According to Ukrainian authorities Zlochevsky is suspected of "theft of government funds on an especially large scale". Authorities said the criminal investigation on suspicion of embezzlement is currently on hold because Zlochevsky's whereabouts cannot presently be determined. As of 2019, Zlochevsky is reported to live in Monaco. According to an investigation by Al Jazeera he bought Cypriot citizenship somewhere between 2017 and 2019.

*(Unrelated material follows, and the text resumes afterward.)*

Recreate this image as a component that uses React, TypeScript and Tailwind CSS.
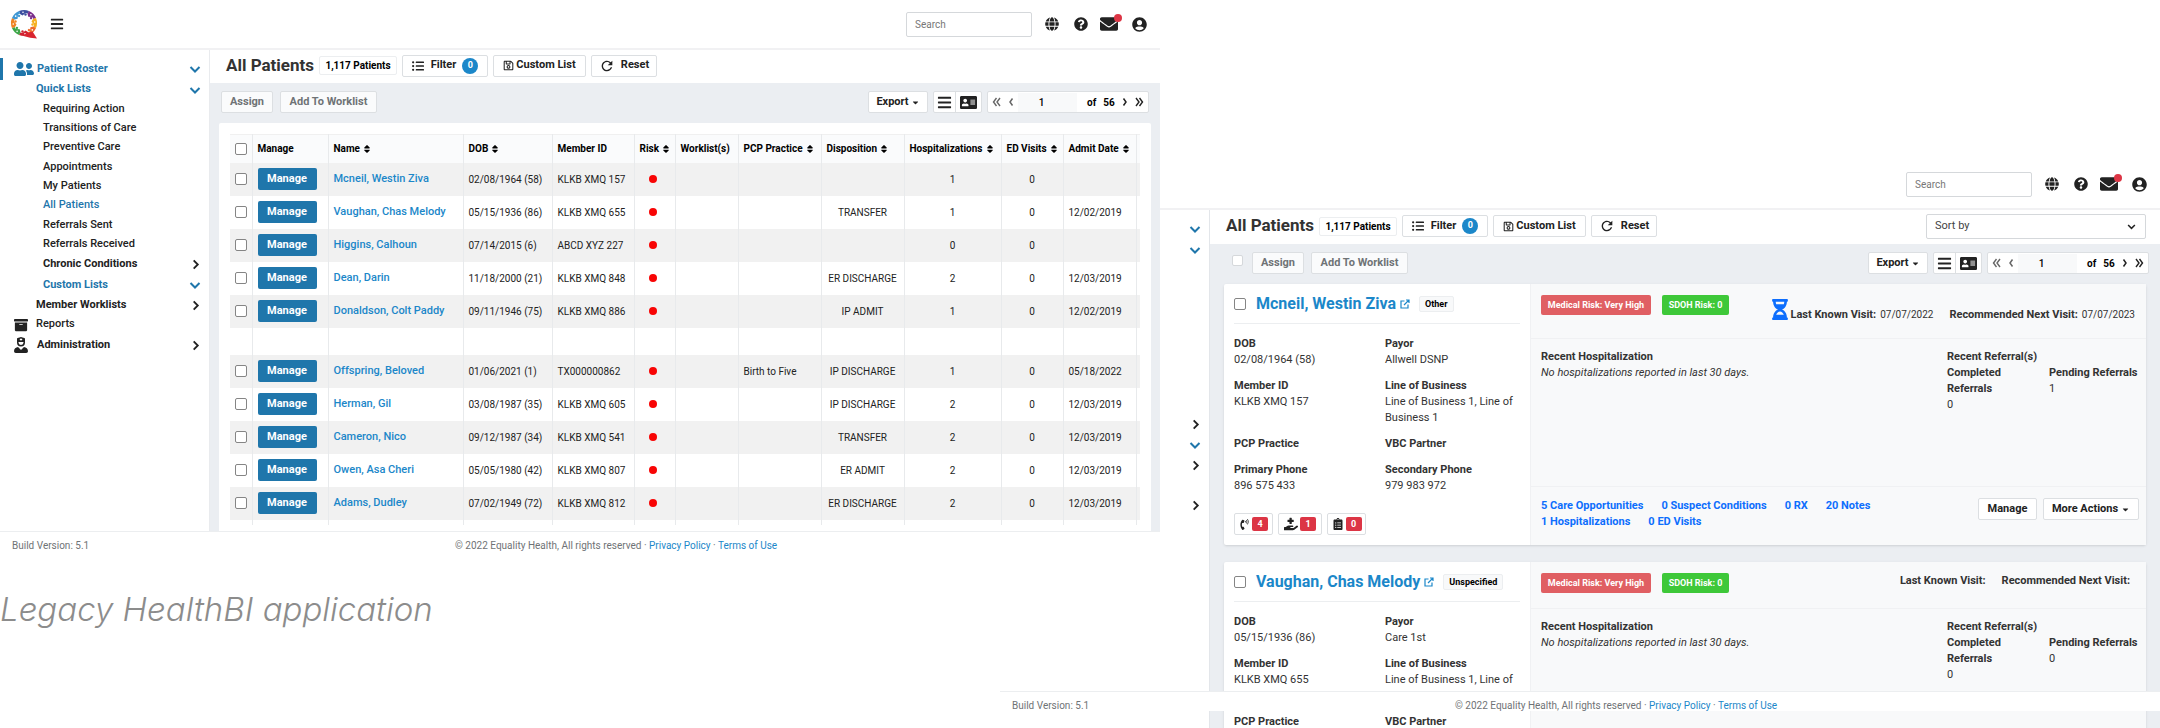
import type { ReactNode } from "react";
import { FaUserFriends, FaArchive, FaGlobe, FaQuestionCircle, FaEnvelope, FaUserCircle, FaBars, FaListUl, FaRegSave, FaSort, FaAddressCard, FaCaretDown, FaUserNurse, FaHourglassHalf, FaHandHoldingMedical, FaClipboardList, FaPhoneVolume } from "react-icons/fa";
import { MdRefresh } from "react-icons/md";

type Tone = "blue" | "dark";

function Chevron({ dir, tone = "dark", size = 12 }: { dir: "down" | "right"; tone?: Tone; size?: number }) {
  const d = dir === "down" ? "M3 8l9 9 9-9" : "M8 3l9 9-9 9";
  const color = tone === "blue" ? "text-[#1f76ab]" : "text-[#222]";
  return (
    <svg width={size} height={size} viewBox="0 0 24 24" fill="none" stroke="currentColor" strokeWidth="4" className={color}>
      <path d={d} />
    </svg>
  );
}

function DoubleAngle({ flip = false }: { flip?: boolean }) {
  return (
    <svg width="9" height="10" viewBox="0 0 18 20" fill="none" stroke="currentColor" strokeWidth="2.8" className={flip ? "text-[#666]" : "text-[#222]"}>
      <path d={flip ? "M9 2L3 10l6 8M16 2l-6 8 6 8" : "M2 2l6 8-6 8M9 2l6 8-6 8"} />
    </svg>
  );
}

function SingleAngle({ flip = false }: { flip?: boolean }) {
  return (
    <svg width="6" height="10" viewBox="0 0 12 20" fill="none" stroke="currentColor" strokeWidth="3" className={flip ? "text-[#666]" : "text-[#222]"}>
      <path d={flip ? "M9 3l-5 7 5 7" : "M3 3l5 7-5 7"} />
    </svg>
  );
}

function Logo() {
  const parts = [
    { a: 0, c: "#3b4f9f" },
    { a: 45, c: "#7b2f8c" },
    { a: 90, c: "#f5b01f" },
    { a: 135, c: "#ee6a2a" },
    { a: 180, c: "#d0202f" },
    { a: 225, c: "#3da648" },
    { a: 270, c: "#f08322" },
    { a: 315, c: "#3f97d3" },
  ];
  return (
    <svg width="28" height="30" viewBox="0 0 56 60" role="img" aria-label="Equality Health">
      {parts.map((p) => (
        <g key={p.a} transform={`rotate(${p.a} 28 28)`}>
          <path d="M18 4A26 26 0 0 1 38 4L36 9L31 8L25 13L20 10Z" fill={p.c} />
          <circle cx="31" cy="11" r="2.400" fill={p.c} />
          <circle cx="26" cy="6.500" r="1.600" fill="#fff" />
        </g>
      ))}
      <path d="M32 49L45 45L54 59Q40 58 27 54Z" fill="#d9242f" />
    </svg>
  );
}

function TopBar({ withBrand = false, id }: { withBrand?: boolean; id: string }) {
  return (
    <header className="flex h-[50px] items-center border-b-2 border-[#f1f1f3] bg-white pr-[13px] pl-[10px]">
      {withBrand && (
        <div className="flex items-center gap-3">
          <Logo />
          <button type="button" aria-label="Toggle menu">
            <FaBars className="size-[14px] text-[#222]" />
          </button>
        </div>
      )}
      <div className="ml-auto flex items-center">
        <input id={id} type="search" aria-label="Search" placeholder="Search" className="h-[25px] w-[126px] rounded-[2px] border border-[#d5d8db] bg-white px-2 text-[10px] placeholder:text-[#777]" />
        <button type="button" aria-label="Language" className="ml-[13px]"><FaGlobe className="size-[14px] text-[#222]" /></button>
        <button type="button" aria-label="Help" className="ml-[15px]"><FaQuestionCircle className="size-[14px] text-[#222]" /></button>
        <button type="button" aria-label="Messages" className="relative ml-[12px]">
          <FaEnvelope className="size-[18px] text-[#222]" />
          <span className="absolute -top-px -right-1 size-2 rounded-full bg-[#dc3545]" />
        </button>
        <button type="button" aria-label="Account" className="ml-[14px]"><FaUserCircle className="size-[15px] text-[#222]" /></button>
      </div>
    </header>
  );
}

const btnBase = "flex h-[22px] items-center justify-center rounded-[2px] border border-[#dcdfe2] font-bold text-[11px]";
const btn = btnBase + " bg-white text-[#222]";
const btnOff = btnBase + " bg-[#fafbfc] text-[#6f7376]";

function TitleBar({ sort = false }: { sort?: boolean }) {
  return (
    <div className={(sort ? "h-[34px]" : "h-[33px]") + " flex items-center bg-white pr-[14px] pb-[2px] pl-4"}>
      <h1 className="w-[93px] text-[17px] font-bold whitespace-nowrap text-[#333]">All Patients</h1>
      <span className="flex h-[19px] w-[78px] items-center justify-center rounded-[2px] border border-[#eceef0] text-[10px] font-bold">1,117 Patients</span>
      <button type="button" className={btn + " ml-[5px] w-[86px] gap-[7px]"}>
        <FaListUl className="size-3" />
        Filter
        <span className="-ml-px flex size-4 items-center justify-center rounded-full bg-[#1b87c9] text-[9px] text-white">0</span>
      </button>
      <button type="button" className={btn + " ml-[5px] w-[93px] gap-[2px]"}>
        <FaRegSave className="size-[11px]" />
        Custom List
      </button>
      <button type="button" className={btn + " ml-[5px] w-[66px] gap-[6px]"}>
        <MdRefresh className="size-4" />
        Reset
      </button>
      {sort && (
        <div className="relative ml-auto">
          <select aria-label="Sort by" className="block h-[25px] w-[220px] appearance-none rounded-[2px] border border-[#d5d8db] bg-white px-2 text-[11px] text-[#444]">
            <option>Sort by</option>
          </select>
          <span className="pointer-events-none absolute top-2 right-[10px]">
            <Chevron dir="down" size={9} />
          </span>
        </div>
      )}
    </div>
  );
}

function ActionBar({ selectAll = false }: { selectAll?: boolean }) {
  return (
    <div className="flex h-10 items-center pr-[11px] pb-[2px] pl-[11px]">
      {selectAll && <input type="checkbox" aria-label="Select all" className="mr-[9px] mb-[5px] ml-[11px] size-[11px] appearance-none rounded-[2px] border border-[#d5d8db] bg-white" />}
      <button type="button" disabled className={btnOff + " w-[52px]"}>Assign</button>
      <button type="button" disabled className={btnOff + " ml-[7px] w-[97px]"}>Add To Worklist</button>
      <button type="button" className={btn + " ml-auto w-[60px] gap-[2px]"}>
        Export
        <FaCaretDown className="size-[9px]" />
      </button>
      <div className="ml-[5px] flex h-[22px] w-[49px] rounded-[2px] border border-[#dcdfe2] bg-white">
        <button type="button" aria-label="List view" className="flex w-[22px] items-center justify-center border-r border-[#dcdfe2]"><FaBars className="size-[15px] text-[#222]" /></button>
        <button type="button" aria-label="Card view" className="flex flex-1 items-center justify-center"><FaAddressCard className="size-[17px] text-[#222]" /></button>
      </div>
      <div className="ml-[5px] flex h-[22px] w-[162px] items-center rounded-[2px] border border-[#dcdfe2] bg-white text-[10px] font-bold">
        <button type="button" aria-label="First page" className="ml-1"><DoubleAngle flip /></button>
        <button type="button" aria-label="Previous page" className="ml-[7px]"><SingleAngle flip /></button>
        <input type="text" aria-label="Page" defaultValue="1" className="ml-1 h-[19px] w-[59px] bg-[#f8f9fa] pr-3 text-center font-medium" />
        <span className="ml-[10px]">of</span>
        <span className="ml-[7px]">56</span>
        <button type="button" aria-label="Next page" className="ml-[7px]"><SingleAngle /></button>
        <button type="button" aria-label="Last page" className="ml-[7px]"><DoubleAngle /></button>
      </div>
    </div>
  );
}

const quickLists = ["Requiring Action", "Transitions of Care", "Preventive Care", "Appointments", "My Patients", "All Patients", "Referrals Sent", "Referrals Received"];

function Sidebar() {
  return (
    <nav className="w-[210px] shrink-0 border-r border-[#e9ebee] bg-white pt-2 text-[11px] font-medium text-[#222]">
      <a href="#roster" className="flex h-[22px] items-center border-l-3 border-[#1f76ab] pr-2 pl-[11px] font-bold text-[#1f76ab]">
        <FaUserFriends className="mr-[3px] size-5" />
        Patient Roster
        <span className="ml-auto"><Chevron dir="down" tone="blue" /></span>
      </a>
      <a href="#quick" className="flex h-[19px] items-center pr-2 pl-[36px] font-bold text-[#1f76ab]">
        Quick Lists
        <span className="ml-auto"><Chevron dir="down" tone="blue" /></span>
      </a>
      <ul className="pl-[43px]">
        {quickLists.map((q, i) => (
          <li key={q} className={i % 3 === 2 ? "h-5 leading-5" : "h-[19px] leading-[19px]"}>
            <a href="#list" className={q === "All Patients" ? "text-[#1f76ab]" : ""}>{q}</a>
          </li>
        ))}
      </ul>
      <a href="#chronic" className="flex h-[22px] items-center pr-2 pl-[43px] font-bold">
        Chronic Conditions
        <span className="ml-auto"><Chevron dir="right" size={11} /></span>
      </a>
      <a href="#custom" className="flex h-5 items-center pr-2 pl-[43px] font-bold text-[#1f76ab]">
        Custom Lists
        <span className="ml-auto"><Chevron dir="down" tone="blue" /></span>
      </a>
      <a href="#worklists" className="flex h-5 items-center pr-2 pl-[36px] font-bold">
        Member Worklists
        <span className="ml-auto"><Chevron dir="right" size={11} /></span>
      </a>
      <a href="#reports" className="flex h-[19px] items-center pl-[14px]">
        <FaArchive className="mr-2 size-[14px]" />
        Reports
      </a>
      <a href="#admin" className="flex h-[22px] items-center pr-2 pl-[13px] font-bold">
        <FaUserNurse className="mr-2 size-4" />
        Administration
        <span className="ml-auto"><Chevron dir="right" size={11} /></span>
      </a>
    </nav>
  );
}

interface Patient {
  name: string;
  dob: string;
  member: string;
  practice?: string;
  disposition?: string;
  hosp: number;
  admit?: string;
}

const patients: (Patient | null)[] = [
  { name: "Mcneil, Westin Ziva", dob: "02/08/1964 (58)", member: "KLKB XMQ 157", hosp: 1 },
  { name: "Vaughan, Chas Melody", dob: "05/15/1936 (86)", member: "KLKB XMQ 655", disposition: "TRANSFER", hosp: 1, admit: "12/02/2019" },
  { name: "Higgins, Calhoun", dob: "07/14/2015 (6)", member: "ABCD XYZ 227", hosp: 0 },
  { name: "Dean, Darin", dob: "11/18/2000 (21)", member: "KLKB XMQ 848", disposition: "ER DISCHARGE", hosp: 2, admit: "12/03/2019" },
  { name: "Donaldson, Colt Paddy", dob: "09/11/1946 (75)", member: "KLKB XMQ 886", disposition: "IP ADMIT", hosp: 1, admit: "12/02/2019" },
  null,
  { name: "Offspring, Beloved", dob: "01/06/2021 (1)", member: "TX000000862", practice: "Birth to Five", disposition: "IP DISCHARGE", hosp: 1, admit: "05/18/2022" },
  { name: "Herman, Gil", dob: "03/08/1987 (35)", member: "KLKB XMQ 605", disposition: "IP DISCHARGE", hosp: 2, admit: "12/03/2019" },
  { name: "Cameron, Nico", dob: "09/12/1987 (34)", member: "KLKB XMQ 541", disposition: "TRANSFER", hosp: 2, admit: "12/03/2019" },
  { name: "Owen, Asa Cheri", dob: "05/05/1980 (42)", member: "KLKB XMQ 807", disposition: "ER ADMIT", hosp: 2, admit: "12/03/2019" },
  { name: "Adams, Dudley", dob: "07/02/1949 (72)", member: "KLKB XMQ 812", disposition: "ER DISCHARGE", hosp: 2, admit: "12/03/2019" },
];

const columns: { label: string; sort?: boolean }[] = [
  { label: "Manage" },
  { label: "Name", sort: true },
  { label: "DOB", sort: true },
  { label: "Member ID" },
  { label: "Risk", sort: true },
  { label: "Worklist(s)" },
  { label: "PCP Practice", sort: true },
  { label: "Disposition", sort: true },
  { label: "Hospitalizations", sort: true },
  { label: "ED Visits", sort: true },
  { label: "Admit Date", sort: true },
];

const check = "block size-3 appearance-none rounded-[2px] border border-[#858585] bg-white";
const cell = "border-r border-[#e8eaec] pl-[5px]";

function PatientTable() {
  return (
    <table className="w-full table-fixed border-collapse text-left text-[10px] whitespace-nowrap text-[#222]">
      <colgroup>
        <col className="w-[22px]" />
        <col className="w-[76px]" />
        <col className="w-[135px]" />
        <col className="w-[89px]" />
        <col className="w-[82px]" />
        <col className="w-[41px]" />
        <col className="w-[63px]" />
        <col className="w-[83px]" />
        <col className="w-[83px]" />
        <col className="w-[97px]" />
        <col className="w-[62px]" />
        <col className="w-[73px]" />
        <col />
      </colgroup>
      <thead>
        <tr className="h-7 border-t border-[#f0f0f0] bg-[#fafbfc]">
          <th className={cell}><input type="checkbox" aria-label="Select all patients" className={check} /></th>
          {columns.map((c) => (
            <th key={c.label} className={cell + " text-black"}>
              <span className="flex items-center gap-[2px]">
                {c.label}
                {c.sort && <FaSort className="size-[10px] shrink-0" />}
              </span>
            </th>
          ))}
          <th />
        </tr>
      </thead>
      <tbody>
        {patients.map((p, i) =>
          p === null ? (
            <tr key={i} className="h-[27px]">
              {[...columns, null].map((_, k) => <td key={k} className={cell} />)}
              <td />
            </tr>
          ) : (
            <tr key={i} className={i % 2 === 0 ? "h-[33px] bg-[#f1f1f1]" : "h-[33px]"}>
              <td className={cell}><input type="checkbox" aria-label={"Select " + p.name} className={check} /></td>
              <td className={cell}>
                <button type="button" className="h-[22px] w-[59px] rounded-[2px] bg-[#1f76ab] text-[11px] font-bold text-white">Manage</button>
              </td>
              <td className={cell}><a href="#patient" className="text-[11px] font-medium text-[#1b87c9]">{p.name}</a></td>
              <td className={cell}>{p.dob}</td>
              <td className={cell}>{p.member}</td>
              <td className="border-r border-[#e8eaec] pr-1"><span className="mx-auto block size-2 rounded-full bg-[#f80505]" /></td>
              <td className={cell} />
              <td className={cell}>{p.practice}</td>
              <td className={cell + " pr-[5px] text-center"}>{p.disposition}</td>
              <td className={cell + " pr-[5px] text-center"}>{p.hosp}</td>
              <td className={cell + " pr-[5px] text-center"}>0</td>
              <td className={cell}>{p.admit}</td>
              <td />
            </tr>
          ),
        )}
        <tr className="h-[5px]">
          {[...columns, null].map((_, k) => <td key={k} className={cell} />)}
          <td />
        </tr>
      </tbody>
    </table>
  );
}

function FooterText() {
  return (
    <>
      <p>Build Version: 5.1</p>
      <p>
        © 2022 Equality Health, All rights reserved · <a href="#privacy" className="text-[#1b87c9]">Privacy Policy</a> · <a href="#terms" className="text-[#1b87c9]">Terms of Use</a>
      </p>
    </>
  );
}

const footerBox = "grid grid-cols-[39%_1fr] border-t border-[#eceef0] bg-white px-3 pt-[6px] text-[10px] text-[#6f7376]";

function Field({ label, nowrap = false, children }: { label: string; nowrap?: boolean; children?: ReactNode }) {
  return (
    <div>
      <dt className={nowrap ? "font-bold whitespace-nowrap" : "font-bold"}>{label}</dt>
      {children !== undefined && <dd>{children}</dd>}
    </div>
  );
}

interface CardProps {
  name: string;
  tag: string;
  dob: string;
  member: string;
  payor: string;
  phones?: [string, string];
  chipCounts?: [number, number, number];
  stats?: string[][];
  lastVisit?: string;
  nextVisit?: string;
  pending: number;
}

function PatientCard(p: CardProps) {
  const chips = p.chipCounts
    ? [
        { icon: <FaPhoneVolume className="size-[11px]" />, n: p.chipCounts[0], label: "Calls", w: "w-[39px]" },
        { icon: <FaHandHoldingMedical className="size-[14px]" />, n: p.chipCounts[1], label: "Care", w: "w-[44px]" },
        { icon: <FaClipboardList className="size-3" />, n: p.chipCounts[2], label: "Tasks", w: "w-[39px]" },
      ]
    : [];
  return (
    <article className="flex min-h-[261px] rounded-[2px] bg-white text-[11px] leading-4 text-[#333] shadow-sm">
      <div className="w-[306px] shrink-0 px-[10px]">
        <div className="flex h-10 items-center border-b border-[#eceef0]">
          <input type="checkbox" aria-label={"Select " + p.name} className={check} />
          <a href="#patient" className="ml-[10px] text-[16px] font-bold text-[#1b87c9]">{p.name}</a>
          <svg viewBox="0 0 20 20" className="ml-1 size-[10px] text-[#1b87c9]" fill="none" stroke="currentColor" strokeWidth="2.4">
            <path d="M9 4H2v14h14v-7M12 2h6v6M18 2L8 12" />
          </svg>
          <span className="ml-[9px] flex h-4 items-center rounded-[2px] border border-[#eceef0] bg-[#f8f9fa] px-[5px] text-[9px] font-bold text-black">{p.tag}</span>
        </div>
        <dl className="mt-3 grid grid-cols-[151px_1fr] gap-y-[10px]">
          <Field label="DOB">{p.dob}</Field>
          <Field label="Payor">{p.payor}</Field>
          <Field label="Member ID">{p.member}</Field>
          <Field label="Line of Business">Line of Business 1, Line of Business 1</Field>
          <Field label="PCP Practice" />
          <Field label="VBC Partner" />
          {p.phones && <Field label="Primary Phone">{p.phones[0]}</Field>}
          {p.phones && <Field label="Secondary Phone">{p.phones[1]}</Field>}
        </dl>
        {chips.length > 0 && (
          <div className="mt-[19px] flex gap-[5px]">
            {chips.map((c) => (
              <button key={c.label} type="button" aria-label={c.label} className={c.w + " flex h-[22px] items-center justify-center gap-[2px] rounded-[2px] border border-[#dcdfe2] text-[#222]"}>
                {c.icon}
                <span className="flex h-[14px] w-4 items-center justify-center rounded-[2px] bg-[#dc3545] text-[9px] font-bold text-white">{c.n}</span>
              </button>
            ))}
          </div>
        )}
      </div>
      <div className="flex min-w-0 flex-1 flex-col border-l border-[#f0f1f3] bg-[#f8f9fa]">
        <div className={(p.lastVisit ? "h-[55px]" : "h-[47px]") + " flex border-b border-[#f0f1f3] pt-[11px] pr-[11px] pl-[10px]"}>
          <span className="flex h-5 w-[110px] items-center justify-center rounded-[2px] bg-[#e05f63] text-[9px] font-bold text-white">Medical Risk: Very High</span>
          <span className="ml-[11px] flex h-5 w-[67px] items-center justify-center rounded-[2px] bg-[#3ec839] text-[9px] font-bold text-white">SDOH Risk: 0</span>
          <div className={(p.lastVisit ? "pt-3" : "pr-[5px]") + " ml-auto flex gap-4"}>
            <p className="flex">
              {p.lastVisit && <FaHourglassHalf className="-mt-2 h-[21px] w-4 text-[#0d6efd]" />}
              <b className="ml-[2px]">Last Known Visit:</b>
              {p.lastVisit && <span className="ml-1 text-[10px]">{p.lastVisit}</span>}
            </p>
            <p className="flex">
              <b>Recommended Next Visit:</b>
              {p.nextVisit && <span className="ml-1 text-[10px]">{p.nextVisit}</span>}
            </p>
          </div>
        </div>
        <div className="flex flex-1 pt-[10px] pr-[11px] pl-[10px]">
          <div>
            <p className="font-bold">Recent Hospitalization</p>
            <p className="italic">No hospitalizations reported in last 30 days.</p>
          </div>
          <div className="ml-auto w-[188px]">
            <p className="font-bold">Recent Referral(s)</p>
            <dl className="grid grid-cols-[76px_1fr] gap-x-[26px]">
              <Field label="Completed Referrals">0</Field>
              <Field label="Pending Referrals" nowrap>{p.pending}</Field>
            </dl>
          </div>
        </div>
        {p.stats && (
          <div className="flex h-[59px] border-t border-[#f0f1f3] pt-[11px] pr-[7px] pl-[10px]">
            <div>
              {p.stats.map((row) => (
                <p key={row[0]} className="flex gap-[18px] font-bold text-[#0d6efd]">
                  {row.map((s) => <a key={s} href="#stat">{s}</a>)}
                </p>
              ))}
            </div>
            <button type="button" className={btn + " ml-auto w-[59px]"}>Manage</button>
            <button type="button" className={btn + " ml-[6px] w-[96px] gap-[3px]"}>
              More Actions
              <FaCaretDown className="size-[9px]" />
            </button>
          </div>
        )}
      </div>
    </article>
  );
}

const railIcons: { dir: "down" | "right"; tone: Tone; h: string }[] = [
  { dir: "down", tone: "blue", h: "h-[22px]" },
  { dir: "down", tone: "blue", h: "h-[19px] mb-[154px]" },
  { dir: "right", tone: "dark", h: "h-[22px]" },
  { dir: "down", tone: "blue", h: "h-5" },
  { dir: "right", tone: "dark", h: "h-5 mb-[19px]" },
  { dir: "right", tone: "dark", h: "h-[22px]" },
];

export default function App() {
  return (
    <div className="flex h-screen overflow-hidden bg-white font-['Roboto',sans-serif]">
      <div className="min-w-0 flex-[1160_1_0%]">
        <TopBar withBrand id="search-list" />
        <div className="flex">
          <Sidebar />
          <main className="min-w-0 flex-1">
            <TitleBar />
            <div className="bg-[#ebeef2]">
              <ActionBar />
              <section className="mr-[9px] ml-[9px] h-[408px] rounded-t-[2px] bg-white pt-[11px] pr-[11px] pl-[11px]">
                <PatientTable />
              </section>
            </div>
          </main>
        </div>
        <footer className={footerBox}>
          <FooterText />
        </footer>
        <p className="mt-8 font-['Inter',sans-serif] text-[33px] leading-[48px] font-light text-[#8c8c8c] italic">Legacy HealthBI application</p>
      </div>
      <div className="relative min-w-0 flex-[1000_1_0%] pt-[160px]">
        <TopBar id="search-cards" />
        <div className="flex">
          <nav aria-label="Sections" className="flex w-[50px] shrink-0 flex-col items-end border-r border-[#e3e6ea] bg-white pt-2 pr-2">
            {railIcons.map((r, i) => (
              <button key={i} type="button" aria-label="Toggle section" className={r.h + " flex items-center"}>
                <Chevron dir={r.dir} tone={r.tone} size={r.dir === "down" ? 12 : 11} />
              </button>
            ))}
          </nav>
          <main className="min-w-0 flex-1 bg-[#ebeef2]">
            <TitleBar sort />
            <ActionBar selectAll />
            <div className="flex flex-col gap-[17px] pr-[14px] pl-[14px]">
              <PatientCard
                name="Mcneil, Westin Ziva"
                tag="Other"
                dob="02/08/1964 (58)"
                member="KLKB XMQ 157"
                payor="Allwell DSNP"
                phones={["896 575 433", "979 983 972"]}
                chipCounts={[4, 1, 0]}
                stats={[["5 Care Opportunities", "0 Suspect Conditions", "0 RX", "20 Notes"], ["1 Hospitalizations", "0 ED Visits"]]}
                lastVisit="07/07/2022"
                nextVisit="07/07/2023"
                pending={1}
              />
              <PatientCard name="Vaughan, Chas Melody" tag="Unspecified" dob="05/15/1936 (86)" member="KLKB XMQ 655" payor="Care 1st" pending={0} />
            </div>
          </main>
        </div>
        <footer className={footerBox + " absolute top-[691px] right-0 -left-[160px] h-5"}>
          <FooterText />
        </footer>
      </div>
    </div>
  );
}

On 1 August 2023 the High Anti-Corruption Court of Ukraine convicted, after 2.5 years of trial, Zlochevsky to a fine of four thousand tax-free minimum incomes, equivalent to 68,000 Ukrainian Hryvnia's. This case was started in 2020 and was about the "record bribe" of $6 million given for closing a criminal case against Burisma he had offered to (then) SAP head Nazar Kholodnytskyi and the leadership of the National Anti-Corruption Bureau of Ukraine. The verdict was part of a plea agreement between Zlochevsky and SAP in which Zlochevsky admitted guilt.

==Personal life==
In 2019, Zlochevsky bought two apartments in Dubai for $11 million. In 2022, he transferred ownership of the apartments to his daughter Anna.

In 2023, Zlochevsky's daughters Anna and Karina bought real estate in Ukraine's capital Kyiv.